Of course, that's just hardware and software - powerful, but not enough to transform the culture of school. With the hardware and software in place, the final piece of the puzzle is this: leveraging our students' natural drive to create, share, and connect - to be social - through extensive use of social media and web 2.0 tools. The use these tools in the classroom creates a powerful, participatory learning environment. Not only does the mere production of content for an audience bring about a certain authenticity to common tasks, it also breaks down barriers, makes the classroom porous, and creates a sense of community among students, teachers, and parents. What does it mean when 2nd grade students can see the work of fourth grade students and decide to take on that task themselves in a self-directed, online activity? What happens to learning when students create content with the express intent of helping other students understand key concepts? What is the impact of teachers being able to connect with students at any hour, regardless of whether they are in their class or not? Concepts such as these shake the very foundations of 19th century learning models and bring powerful new ideas about teaching and learning in the 21st century.

When we combine these three, I believe we have the ingredients of transformation at our fingertips. Does it work? Absolutely yes, we've seen this success in our SWATTEC program. We've done nearly zero training on the technology itself, yet the students are using it to learn, create, and share in amazing ways on a daily basis, and teachers have embraced technology to the degree that it is regularly used all day, every day in the learning environment.
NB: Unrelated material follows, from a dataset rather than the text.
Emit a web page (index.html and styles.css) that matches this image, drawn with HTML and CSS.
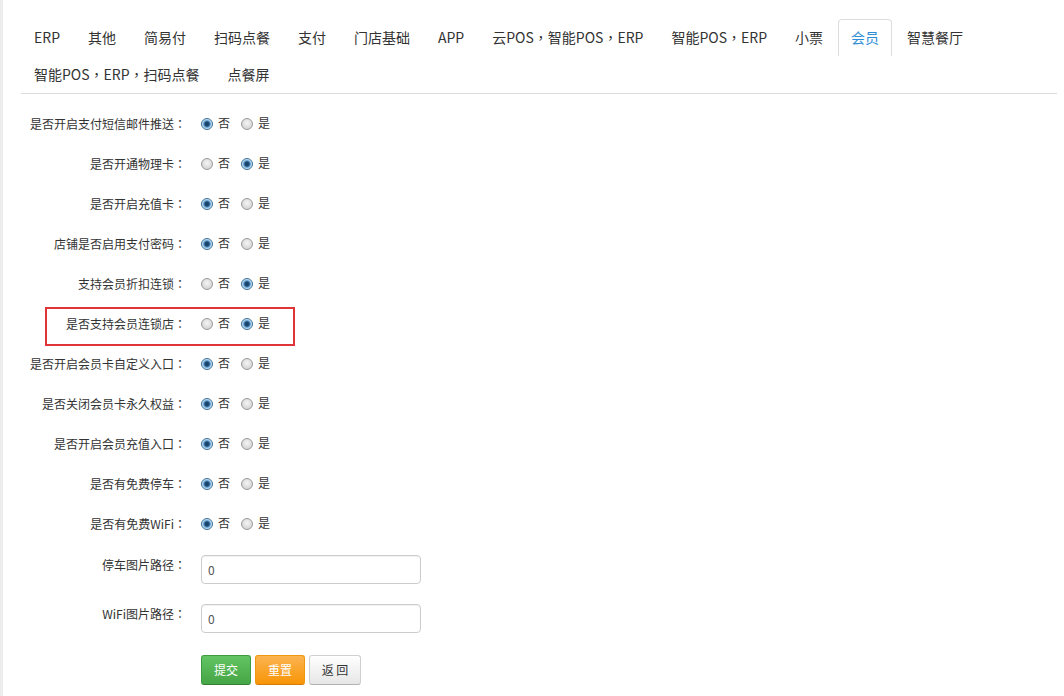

So what's the magic? How do we make these into school supplies? My thoughts are as follows:

  1. Establish a framework of mutual understanding with the parents of students of the school/district in which everyone understands the school's/district's vision for technology in the learning environment. As part of that framework, provide a minimum set of technology requirements, along with suggestions for devices/models that would be able to meet those goals, and where one might purchase them. For parents who wish to provide a device for their students, the incentive would be that the students would own the device and be able to take it home, as well as carry the same device through grade level changes, etc. Minimum recommendations like a low cost netbook places the device purchase well within reach of a typical family (most have expensive cell phones, after all.)
  2. Make as many devices available at school as possible for those who are unable/unwilling to purchase one. Again, these could easily be carts of inexpensive netbooks. These devices typically cost about half that of a desktop computer, so stop refreshing your computer labs and classroom desktops and buy a couple of carts of netbooks instead.
  3. Use the ubermix to ensure consistency in applications, processes, and performance are in place on every machine on campus, and give the software to parents to install on their home computers.  All of the software can be installed on any machine running any operating system, be they classroom computers or those in a student's home, without restriction or expense, creating an environment of ubiquitous technology access.
  4. Develop a nurturing and supportive plan to develop our teachers and assist them as they restructure learning in the classroom around student empowerment, while also creating opportunities for them to share what works, what doesn't, and what's next, both face-to-face on a regular basis and continually via the same social tools students will be using in school.
The trick to making this all work, of course, will be achieving critical mass of parent supplied devices. 50% probably isn't enough, unless the district has the wherewithal to provide enough backup equipment to accommodate the other 50%. But, if, as indicated by a recent Speak-Up parent survey, 60-80% of the parents provide, then I believe the rest is do-able, probably for less than we are already spending on technology.

So, if we accomplish all this, have we not achieved our goal? If we no longer have to teach students how to use the laptops themselves, no longer have the burden of providing significant support for them or training on how to use them, we make sure all of the tools are free and easily accessible no matter what device the student uses, and we develop our teachers and environment to support this sort of student empowerment, does the device suddenly become like a calculator? When does technology become school supplies? I think if we are willing to leverage the power of ubermix and couple it with a consistent effort and energy towards classroom transformation, the dream might just become a reality!


Colin Matheson said...

I like the idea of a more standardized BYOD via ubermixing student laptops/netbooks. However as a school we have been quoted $375 for a 12 inch netbook which retails for $500. What about the school buying the standard hardware and then having the parents buy it from the school? I am sure there are all kinds of budgeting concerns about state money vs parent's money, but that way you could get more parents on board by offering them a good device at a great price. Also if kids bring high powered gaming laptops they won't want to ubermix those devices and lose their precious windoze games. Additionally most laptops don't last nearly a school day, so there will need to be a lot of chargers and wires everywhere.
Thanks for sharing
ps people love the demo model of the 12 inch netbook because you get a full size keyboard and the screen feels big enough for school work.

ubermix said...

We tried that ourselves and it proved to be a huge pain. Keep in mind that you have to deal with state sales taxes and all the other issues of becoming a hardware retailer. If you partner with someone to handle the purchase process you can avoid some of it, but we found that by the time we locked it all in, prices had dropped and we were charging more than the street price for devices. Dealing with shipping, delivery and all the other aspects were also immensely problematic. Beyond pure logistics, we found that a lot of folks just didn't like our brand choice, or they wanted the "pink" one, or something else. In the end that we gained nothing but frustration for both parties by taking it on ourselves.

It's far easier to give the parents the knowledge they need to make wise decisions by offering a few model recommendations, suggestions on where to purchase for the best price, and a set minimum requirements. Your parents will thank you for it.

Alex Inman said...

Jim, glad you are going to be in the BYOD webinar audience. I will try not to wax quixotic with Utopian rhetoric during the facilitated discussion! :-) I like your take here and agree with your position. I insisted that each panelist define BYOD at the beginning of the webinar so we really know what we are talking about and know how to direct questions.